The AppStore Greats are tapping into early(ish) onset of nostalgia for young to middle-age professionals (also a key segment for Apple’s hardware business, as 36% of iPhone owners are between 25 and 44 years old). These segments aged alongside some of the big AppStore hits such as Fruit Ninja, and will find additional value in revisiting these titles with the incremental benefit of an ad-free, fully unlocked experience.
The New Arcade Originals is where traditional games companies (particularly console and PC) really need to take notice. Rather than going in full guns ablaze with a number of high-profile titles for this category, Apple has laser-focussed on the few that will make the most difference. MIDiA tracks 26 key games franchises and the behaviours and attitudes of their players. NBA 2K is the most over-indexing games franchise among iPhone owners (with 13% of iPhone owners playing regularly, compared to just 5% of Android phone owners and a 9% consumer average), only matched by Among Us, which on the other hand doesn’t quite yet have the same cross-generational cultural appeal as carried by the NBA brand, nor is it underrepresented among Android users as much as NBA 2K. NBA 2K was a masterful choice for Apple in the sense of providing value to its own user base first.
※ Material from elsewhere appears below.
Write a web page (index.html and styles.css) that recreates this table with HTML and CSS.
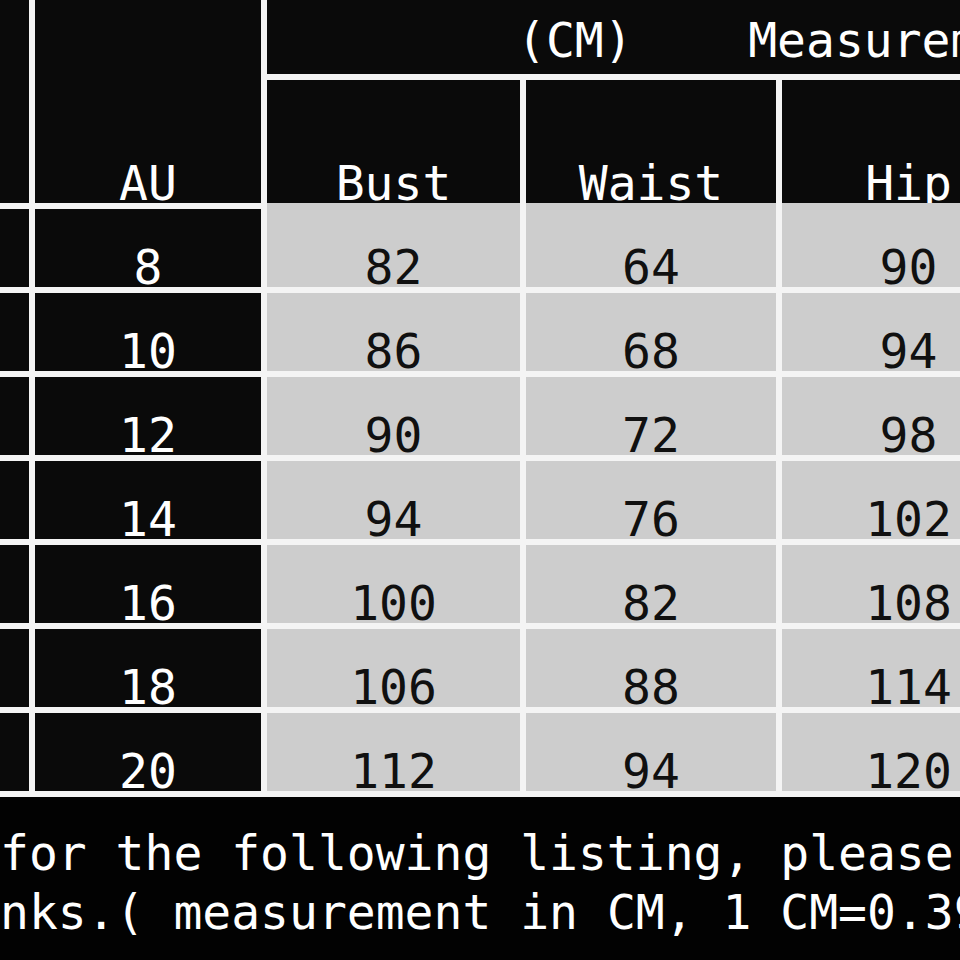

As long as they are happy (and they are likely to be, as they can now play a game that they already love without having to spend on in-app purchases to build up teams etc.) the effect of this value will start trickling outside of Apple’s ecosystem via word of mouth – which is still the strongest marketing tool out there.
If Apple had gone out to announce that they were ‘going after core gamers’, NBA 2K and Star Trek were not going to be enough – and it would have probably met with cynicism from games companies as well as gamer communities. Instead, this is a subtle nod to core gamers, wrapped in the larger scope of Arcade’s expansion narrative. Low-profile enough for games companies to brush it off as a non-immediate threat, but high-profile enough for Apple users to take notice and start engaging (at the expense of somebody else’s engagement and revenue).
Finally, what Apple is doing is likely to keep developers on its side. Developers could welcome an up-front commissioning model, as it enables them to do their life’s work without the pressures of day-to-day monetisation to keep the lights on and having to compromise the games experience with ads or progress-related in-game spending. It could ultimately weaken games publishers who will increasingly struggle to attract the best developers/hits (particularly as cloud gaming and cross-platform grow), unless they offer similar conditions (something many games publishers will struggle to finance, at Apple’s level anyway), but that’s a whole separate blogpost.
The best way to weaken a competitor is to strengthen up yourself. The Apple Arcade expansion has done just that.